- **The task**: Filter the entries below, keeping every line that has the word "this".
-- START --
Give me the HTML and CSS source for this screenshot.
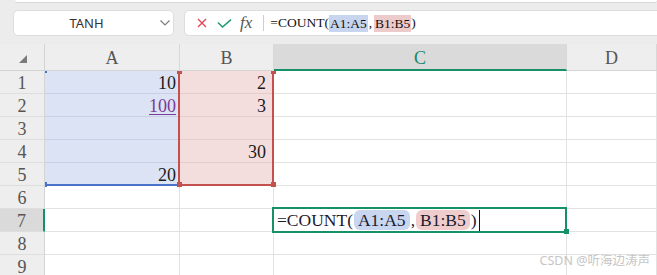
FILE: index.html
```html
<!DOCTYPE html>
<html lang="zh">
<head>
    <meta charset="UTF-8">
    <title>COUNT</title>
    <link rel="stylesheet" href="styles.css">
</head>
<body>
    <div class="top-strip"></div>
    <div class="toolbar">
        <div class="name-box">
            <span class="name-text">TANH</span>
            <svg class="chevron" width="10" height="6" viewBox="0 0 10 6"><polyline points="0.5,0.5 5,5 9.5,0.5" fill="none" stroke="#7a7a7a" stroke-width="1.1"/></svg>
        </div>
        <div class="formula-bar">
            <svg class="icon-x" width="10" height="10" viewBox="0 0 10 10"><path d="M1 1 L9 9 M9 1 L1 9" stroke="#e2475a" stroke-width="1.4" fill="none"/></svg>
            <svg class="icon-ok" width="15" height="9" viewBox="0 0 15 9"><path d="M1 3.5 L5.5 8 L14 0.6" stroke="#1f9c72" stroke-width="1.5" fill="none"/></svg>
            <span class="fx">fx</span>
            <span class="sep"></span>
            <span class="formula-text">=COUNT(<span class="ref-a">A1:A5</span><span class="comma">,</span><span class="ref-b">B1:B5</span>)</span>
        </div>
    </div>

    <div class="sheet">
        <div class="corner"><span class="tri"></span></div>
        <div class="ch">A</div>
        <div class="ch">B</div>
        <div class="ch active">C</div>
        <div class="ch">D</div>

        <div class="rh">1</div>
        <div class="c a">10</div>
        <div class="c b">2</div>
        <div class="c"></div>
        <div class="c"></div>

        <div class="rh">2</div>
        <div class="c a"><span class="link">100</span></div>
        <div class="c b">3</div>
        <div class="c"></div>
        <div class="c"></div>

        <div class="rh">3</div>
        <div class="c a"></div>
        <div class="c b"></div>
        <div class="c"></div>
        <div class="c"></div>

        <div class="rh">4</div>
        <div class="c a"></div>
        <div class="c b">30</div>
        <div class="c"></div>
        <div class="c"></div>

        <div class="rh">5</div>
        <div class="c a last">20</div>
        <div class="c b last"></div>
        <div class="c"></div>
        <div class="c"></div>

        <div class="rh">6</div>
        <div class="c"></div>
        <div class="c"></div>
        <div class="c"></div>
        <div class="c"></div>

        <div class="rh active">7</div>
        <div class="c"></div>
        <div class="c"></div>
        <div class="c edit">=COUNT(<span class="pill pill-a">A1:A5</span>,<span class="pill pill-b">B1:B5</span>)<span class="caret"></span></div>
        <div class="c"></div>

        <div class="rh">8</div>
        <div class="c"></div>
        <div class="c"></div>
        <div class="c"></div>
        <div class="c"></div>

        <div class="rh">9</div>
        <div class="c"></div>
        <div class="c"></div>
        <div class="c"></div>
        <div class="c"></div>

        <!-- range markers -->
        <div class="range-b"></div>
        <div class="dot dot-b tl"></div>
        <div class="dot dot-b tr"></div>
        <div class="dot dot-b bl"></div>
        <div class="dot dot-b br"></div>
        <div class="range-a"></div>
        <div class="dot-a top"></div>
        <div class="dot-a bottom"></div>
        <div class="active-cell"></div>
        <div class="fill-handle"></div>
    </div>

    <div class="watermark">CSDN @听海边涛声</div>
</body>
</html>
```

FILE: styles.css
```css
body {
    margin: 0;
    background-color: #ececec;
    font-family: 'Liberation Serif', serif;
    overflow: hidden;
    position: relative;
    height: 275px;
}

.top-strip {
    height: 2px;
    margin-left: 15px;
    background-color: #fff;
    border-bottom: 1px solid #d8d8d8;
    border-radius: 0 0 6px 6px;
}

.toolbar {
    display: flex;
    align-items: flex-start;
    height: 41px;
    padding-top: 7px;
    box-sizing: border-box;
}

.name-box {
    margin-left: 13px;
    width: 161px;
    height: 26px;
    box-sizing: border-box;
    background-color: #fff;
    border: 1px solid #dddddd;
    border-radius: 5px;
    display: flex;
    align-items: center;
}

.name-text {
    font-family: 'Noto Sans', sans-serif;
    font-size: 13px;
    color: #333;
    width: 141px;
    text-align: center;
    padding-left: 2px;
}

.chevron {
    margin-left: 3px;
}

.formula-bar {
    margin-left: 10px;
    flex: 1;
    margin-right: -12px;
    height: 26px;
    box-sizing: border-box;
    background-color: #fff;
    border: 1px solid #dddddd;
    border-radius: 5px;
    display: flex;
    align-items: center;
}

.icon-x {
    margin-left: 12px;
}

.icon-ok {
    margin-left: 10px;
    margin-top: 1px;
}

.fx {
    margin-left: 8px;
    font-style: italic;
    font-size: 17px;
    color: #555;
    line-height: 20px;
}

.sep {
    margin-left: 11px;
    width: 1px;
    height: 16px;
    background-color: #cfcfcf;
}

.formula-text {
    margin-left: 6px;
    font-size: 13.5px;
    color: #111;
    display: flex;
    align-items: center;
    height: 24px;
}

.ref-a,
.ref-b {
    display: inline-block;
    height: 17px;
    line-height: 18px;
    padding: 0 1px;
}

.comma {
    padding: 0 2px 0 1px;
}

.ref-a {
    background-color: #c8d5ef;
}

.ref-b {
    background-color: #eecbcb;
}

/* grid */
.sheet {
    position: relative;
    display: grid;
    grid-template-columns: 45px 135px 94px 293px 1fr;
    grid-template-rows: 27px repeat(9, 23px);
    background-color: #fff;
}

.sheet > div {
    box-sizing: border-box;
}

.corner,
.ch,
.rh {
    background-color: #eeeeee;
    color: #555;
    font-size: 18px;
    text-align: center;
}

.corner {
    border-right: 1px solid #d4d4d4;
    border-bottom: 1px solid #d4d4d4;
    position: relative;
}

.tri {
    position: absolute;
    left: 19px;
    top: 11px;
    width: 0;
    height: 0;
    border-left: 8px solid transparent;
    border-bottom: 8px solid #7a7a7a;
}

.ch {
    border-right: 1px solid #d8d8d8;
    border-bottom: 1px solid #d4d4d4;
    padding-top: 5px;
    line-height: 19px;
}

.ch.active {
    background-color: #dadada;
    color: #16896a;
    border-bottom: 2px solid #169067;
}

.rh {
    border-right: 1px solid #d4d4d4;
    border-bottom: 1px solid #dedede;
    padding-top: 3px;
    line-height: 19px;
}

.rh.active {
    background-color: #dadada;
    border-right: 2px solid #169067;
}

.c {
    border-right: 1px solid #e2e2e2;
    border-bottom: 1px solid #e2e2e2;
    font-size: 18px;
    color: #1b1b1b;
    text-align: right;
    padding: 3px 3px 0 0;
    line-height: 19px;
}

.c.a {
    background-color: #dce3f4;
    border-bottom-color: #c9d0e4;
}

.c.b {
    background-color: #f4dedd;
    border-bottom-color: #e3cccb;
    padding-right: 7px;
}

.c.last {
    border-bottom-color: #e2e2e2;
}

.link {
    color: #7d3a97;
    text-decoration: underline;
    text-underline-offset: 2px;
}

.c.edit {
    text-align: left;
    padding: 0 0 0 3px;
    display: flex;
    align-items: center;
    color: #1a1a2e;
    font-size: 17.5px;
    white-space: nowrap;
}

.pill {
    display: inline-block;
    height: 20px;
    line-height: 21px;
    padding: 0 4px;
    border-radius: 6px;
    margin: 0 1px;
}

.pill-a {
    background-color: #c8d6f0;
}

.pill-b {
    background-color: #f0cdcd;
}

.caret {
    display: inline-block;
    width: 1px;
    height: 21px;
    background-color: #111;
    margin-left: 2px;
}

/* range highlights */
.range-b {
    position: absolute;
    left: 178px;
    top: 27px;
    width: 96px;
    height: 115px;
    box-sizing: border-box;
    border: 2px solid #c4514e;
    border-top: none;
}

.dot {
    position: absolute;
    width: 5px;
    height: 5px;
    background-color: #c4514e;
}

.dot.tl { left: 177px; top: 27px; height: 3px; }
.dot.tr { left: 271px; top: 27px; height: 3px; }
.dot.bl { left: 177px; top: 138px; }
.dot.br { left: 271px; top: 138px; }

.range-a {
    position: absolute;
    left: 45px;
    top: 140px;
    width: 133px;
    height: 2px;
    background-color: #4a72c8;
}

.dot-a {
    position: absolute;
    left: 45px;
    width: 2px;
    background-color: #4a72c8;
}

.dot-a.top { top: 27px; height: 2px; }
.dot-a.bottom { top: 138px; height: 5px; }

.active-cell {
    position: absolute;
    left: 272px;
    top: 163px;
    width: 295px;
    height: 26px;
    box-sizing: border-box;
    border: 2px solid #169067;
}

.fill-handle {
    position: absolute;
    left: 564px;
    top: 185px;
    width: 5px;
    height: 5px;
    background-color: #169067;
}

.watermark {
    position: absolute;
    right: 7px;
    bottom: 6px;
    font-family: 'Noto Sans', 'Noto Sans CJK SC', sans-serif;
    font-size: 12.5px;
    color: #c6c6c6;
}
```
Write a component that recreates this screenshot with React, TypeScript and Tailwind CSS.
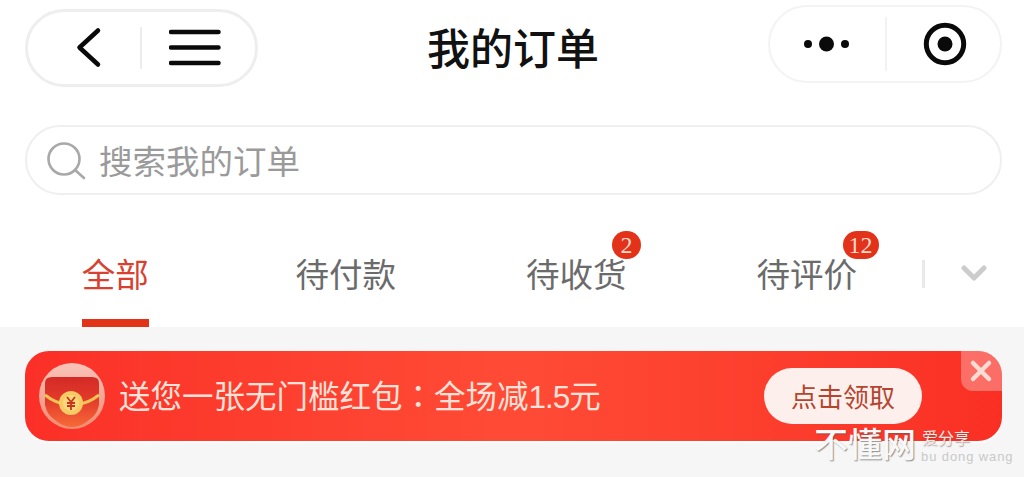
const cjk = "font-['Noto_Sans_CJK_SC','Noto_Sans',sans-serif]";

function Tab({ label, active, badge, badgeClass }: { label: string; active?: boolean; badge?: string; badgeClass?: string }) {
  return (
    <div className="relative flex h-full w-[230.5px] flex-col items-center">
      <div className="relative mt-[53px] h-[50px]">
        <span className={`block text-[33.5px] leading-[50px] ${active ? "text-[#d8412f]" : "text-[#6b6b6b]"}`}>{label}</span>
        {badge && (
          <span className={`absolute top-[-17px] flex h-[28px] items-center justify-center rounded-full bg-[#e2321a] font-['Liberation_Serif',serif] text-[24px] leading-none text-[#fbd9c8] ${badgeClass}`}>
            {badge}
          </span>
        )}
      </div>
      {active && <div className="mt-[21px] h-[8px] w-[67px] bg-[#e2321a]" />}
    </div>
  );
}

function RedPacket() {
  return (
    <svg width="66" height="66" viewBox="0 0 66 66" className="shrink-0">
      <defs>
        <linearGradient id="rp" x1="0" y1="0" x2="0" y2="1">
          <stop offset="0" stopColor="#d42a26" />
          <stop offset="0.45" stopColor="#e23a2a" />
          <stop offset="1" stopColor="#f66a38" />
        </linearGradient>
        <linearGradient id="rim" x1="0" y1="0" x2="0" y2="1">
          <stop offset="0" stopColor="#f9c4ba" />
          <stop offset="1" stopColor="#f28a70" />
        </linearGradient>
      </defs>
      <circle cx="33" cy="33" r="33" fill="url(#rim)" />
      <path d="M6 20 Q6 14 13 14 H53 Q60 14 60 20 V42 Q58 52 50 57 Q42 64 33 64 Q24 64 16 57 Q8 52 6 42 Z" fill="url(#rp)" />
      <path d="M6 32 Q20 43 33 41 Q46 43 60 32" fill="none" stroke="#f2c255" strokeWidth="3" />
      <circle cx="32" cy="40" r="12" fill="#f7cb63" />
      <circle cx="32" cy="40" r="8" fill="#fbd77c" />
      <path d="M28 34 L32 39 L36 34 M32 39 V47 M28 40 H36 M28 43 H36" fill="none" stroke="#c8341d" strokeWidth="1.8" />
    </svg>
  );
}

export default function App() {
  return (
    <div className={`flex h-[477px] w-[1024px] flex-col overflow-hidden bg-[#f6f6f6] ${cjk}`}>
      <div className="flex h-[327px] flex-col bg-white">
        <header className="relative flex h-[125px] items-start justify-between pl-[25px] pr-[22px]">
          <div className="mt-[9px] flex h-[78px] w-[233px] items-center rounded-full border-[3px] border-[#eeeeee] pl-[47px]">
            <svg width="30" height="42" viewBox="0 0 30 42" fill="none" stroke="#0a0a0a" strokeWidth="4.5" strokeLinecap="round" strokeLinejoin="round">
              <path d="M23 3.5 L4.5 20.5 L23 37.5" />
            </svg>
            <div className="ml-[35px] h-[42px] w-[2px] bg-[#ececec]" />
            <svg className="ml-[27px]" width="52" height="38" viewBox="0 0 52 38" stroke="#0a0a0a" strokeWidth="4.5" strokeLinecap="round">
              <path d="M2 3 H49.5 M2 18.5 H49.5 M2 34 H49.5" />
            </svg>
          </div>
          <h1 className="absolute left-[427px] top-[20px] text-[43px] font-medium leading-[52px] text-[#111]">我的订单</h1>
          <div className="mt-[5px] flex h-[78px] w-[234px] items-center rounded-full border-[2px] border-[#f3f3f3] pl-[30px]">
            <svg width="54" height="16" viewBox="0 0 54 16" fill="#0a0a0a">
              <circle cx="8" cy="8" r="4" />
              <circle cx="26.5" cy="8" r="7.5" />
              <circle cx="45" cy="8" r="4" />
            </svg>
            <div className="ml-[31px] h-[54px] w-[2px] bg-[#f2f2f2]" />
            <svg className="ml-[36px]" width="44" height="44" viewBox="0 0 44 44">
              <circle cx="22" cy="22" r="18.7" fill="none" stroke="#0a0a0a" strokeWidth="5" />
              <circle cx="22" cy="22" r="7.5" fill="#0a0a0a" />
            </svg>
          </div>
        </header>

        <div className="ml-[25px] flex h-[70px] w-[977px] items-center rounded-full border-[2px] border-[#efefef] pl-[20px]">
          <svg width="40" height="40" viewBox="0 0 40 40" fill="none" stroke="#a8a8a8" strokeWidth="2.6" strokeLinecap="round">
            <circle cx="17" cy="19" r="15.5" />
            <path d="M28 30 L37 38" />
          </svg>
          <span className="ml-[12px] text-[33.5px] leading-none text-[#9a9a9a]">搜索我的订单</span>
        </div>

        <nav className="flex h-[132px] items-start">
          <Tab label="全部" active />
          <Tab label="待付款" />
          <Tab label="待收货" badge="2" badgeClass="left-[86px] w-[29px]" />
          <Tab label="待评价" badge="12" badgeClass="left-[86px] w-[36px]" />
          <div className="mt-[65px] h-[28px] w-[3px] bg-[#e9e9e9]" />
          <svg className="ml-[36px] mt-[70px]" width="26" height="18" viewBox="0 0 26 18" fill="none" stroke="#cccccc" strokeWidth="5" strokeLinecap="round" strokeLinejoin="round">
            <path d="M3 3 L13 13 L23 3" />
          </svg>
        </nav>
      </div>

      <div className="relative ml-[25px] mt-[24px] flex h-[90px] w-[977px] items-center overflow-hidden rounded-[24px] bg-gradient-to-r from-[#fb2f27] via-[#ff4b36] to-[#fa2f24] pl-[14px] shadow-[0_2px_2px_rgba(255,255,255,0.9)]">
        <RedPacket />
        <span className="ml-[14px] text-[31.5px] leading-none text-[#fde2da]">
          送您一张无门槛红包<span className="font-['Noto_Sans_CJK_TC',sans-serif]">：</span>全场减<span className="font-['Liberation_Sans',sans-serif] tracking-[-1px]">1.5</span>元
        </span>
        <div className="absolute left-[739px] top-[17px] flex h-[56px] w-[158px] items-center justify-center rounded-full bg-[#fdf0ec] text-[26px] leading-none text-[#b4452f]">
          点击领取
        </div>
        <div className="absolute right-0 top-0 flex h-[40px] w-[41px] items-center justify-center rounded-bl-[12px] bg-white/30 pr-[2px]">
          <svg width="24" height="24" viewBox="0 0 24 24" stroke="#fbdcd5" strokeWidth="4.5" strokeLinecap="round">
            <path d="M4 4 L20 20 M20 4 L4 20" />
          </svg>
        </div>
      </div>

      <div className="absolute left-[814px] top-[420px] text-[34px] font-medium leading-[46px] text-[#f8f8f8] [text-shadow:1px_1px_1px_rgba(90,90,90,0.65)]">
        不懂网
      </div>
      <div className="absolute left-[922px] top-[428px] text-[16px] leading-[18px] text-[#fbe6e0] [text-shadow:1px_1px_1px_rgba(90,90,90,0.5)]">
        爱分享
      </div>
      <div className="absolute left-[921px] top-[449px] font-['Liberation_Sans',sans-serif] text-[13px] leading-[16px] tracking-[0.9px] text-[#c9c9c9]">
        bu dong wang
      </div>
    </div>
  );
}
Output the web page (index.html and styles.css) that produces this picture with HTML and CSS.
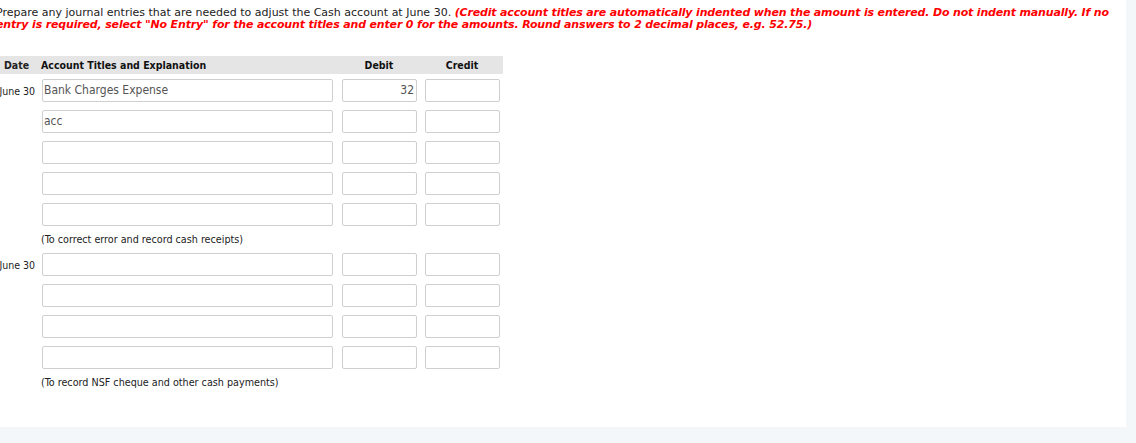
FILE: index.html
```html
<!DOCTYPE html>
<html>
<head>
<meta charset="utf-8">
<link rel="stylesheet" href="styles.css">
</head>
<body>
<div class="panel">
  <div class="content">
    <p class="instructions">Prepare any journal entries that are needed to adjust the Cash account at June 30. <em class="warn">(Credit account titles are automatically indented when the amount is entered. Do not indent manually. If no entry is required, select "No Entry" for the account titles and enter 0 for the amounts. Round answers to 2 decimal places, e.g. 52.75.)</em></p>

    <div class="journal">
      <div class="row head">
        <div class="c-date">Date</div>
        <div class="c-acct">Account Titles and Explanation</div>
        <div class="c-debit">Debit</div>
        <div class="c-credit">Credit</div>
      </div>

      <div class="row">
        <div class="c-date">June 30</div>
        <div class="c-acct"><div class="field acct">Bank Charges Expense</div></div>
        <div class="c-debit"><div class="field num">32</div></div>
        <div class="c-credit"><div class="field num"></div></div>
      </div>
      <div class="row">
        <div class="c-date"></div>
        <div class="c-acct"><div class="field acct">acc</div></div>
        <div class="c-debit"><div class="field num"></div></div>
        <div class="c-credit"><div class="field num"></div></div>
      </div>
      <div class="row">
        <div class="c-date"></div>
        <div class="c-acct"><div class="field acct"></div></div>
        <div class="c-debit"><div class="field num"></div></div>
        <div class="c-credit"><div class="field num"></div></div>
      </div>
      <div class="row">
        <div class="c-date"></div>
        <div class="c-acct"><div class="field acct"></div></div>
        <div class="c-debit"><div class="field num"></div></div>
        <div class="c-credit"><div class="field num"></div></div>
      </div>
      <div class="row">
        <div class="c-date"></div>
        <div class="c-acct"><div class="field acct"></div></div>
        <div class="c-debit"><div class="field num"></div></div>
        <div class="c-credit"><div class="field num"></div></div>
      </div>
      <div class="note">(To correct error and record cash receipts)</div>

      <div class="row">
        <div class="c-date">June 30</div>
        <div class="c-acct"><div class="field acct"></div></div>
        <div class="c-debit"><div class="field num"></div></div>
        <div class="c-credit"><div class="field num"></div></div>
      </div>
      <div class="row">
        <div class="c-date"></div>
        <div class="c-acct"><div class="field acct"></div></div>
        <div class="c-debit"><div class="field num"></div></div>
        <div class="c-credit"><div class="field num"></div></div>
      </div>
      <div class="row">
        <div class="c-date"></div>
        <div class="c-acct"><div class="field acct"></div></div>
        <div class="c-debit"><div class="field num"></div></div>
        <div class="c-credit"><div class="field num"></div></div>
      </div>
      <div class="row">
        <div class="c-date"></div>
        <div class="c-acct"><div class="field acct"></div></div>
        <div class="c-debit"><div class="field num"></div></div>
        <div class="c-credit"><div class="field num"></div></div>
      </div>
      <div class="note">(To record NSF cheque and other cash payments)</div>
    </div>
  </div>
</div>
</body>
</html>
```

FILE: styles.css
```css
html, body {
  margin: 0;
  padding: 0;
  background: #f4f7fa;
  height: 100%;
}

body {
  font-family: "DejaVu Sans Condensed", "DejaVu Sans", sans-serif;
  color: #222;
}

.panel {
  width: 1126px;
  height: 427px;
  background: #fff;
  overflow: hidden;
}

.content {
  margin-left: -4px;
}

.instructions {
  margin: 0;
  padding-top: 7px;
  font-family: "DejaVu Sans", sans-serif;
  font-size: 11px;
  line-height: 12px;
  color: #222;
  width: 1120px;
}

.warn {
  color: #f00;
  font-weight: bold;
  font-style: italic;
  letter-spacing: -0.16px;
}

.journal {
  margin-top: 25px;
  width: 507px;
}

.row {
  display: grid;
  grid-template-columns: 44px 297px 84px 82px;
  align-items: center;
  height: 31px;
  font-size: 10.5px;
}

.row.head {
  height: 18px;
  background: #e5e5e5;
  font-weight: bold;
  color: #111;
  margin-bottom: 1px;
}

.head .c-date {
  text-align: left;
  padding-left: 8px;
}

.head .c-acct {
  padding-left: 1px;
}

.head .c-debit,
.head .c-credit {
  text-align: center;
}

.c-date {
  text-align: right;
  padding-right: 5px;
  color: #222;
}

.field {
  box-sizing: border-box;
  height: 23px;
  border: 1px solid #cfcfcf;
  border-radius: 2px;
  background: #fff;
  color: #555;
  font-size: 12px;
  line-height: 21px;
  padding: 0 2px 0 1px;
  white-space: nowrap;
  overflow: hidden;
}

.field.acct {
  width: 291px;
  margin-left: 2px;
}

.c-debit .field {
  width: 75px;
  margin-left: 5px;
}

.c-credit .field {
  width: 75px;
  margin-left: 4px;
}

.field.num {
  text-align: right;
}

.note {
  height: 19px;
  line-height: 19px;
  padding-left: 45px;
  font-size: 10.7px;
  color: #222;
}
```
-- END --
- **Exercise solution**:
Give me the HTML and CSS source for this screenshot.
Write a component that recreates this screenshot with React, TypeScript and Tailwind CSS.
Output the web page (index.html and styles.css) that produces this picture with HTML and CSS.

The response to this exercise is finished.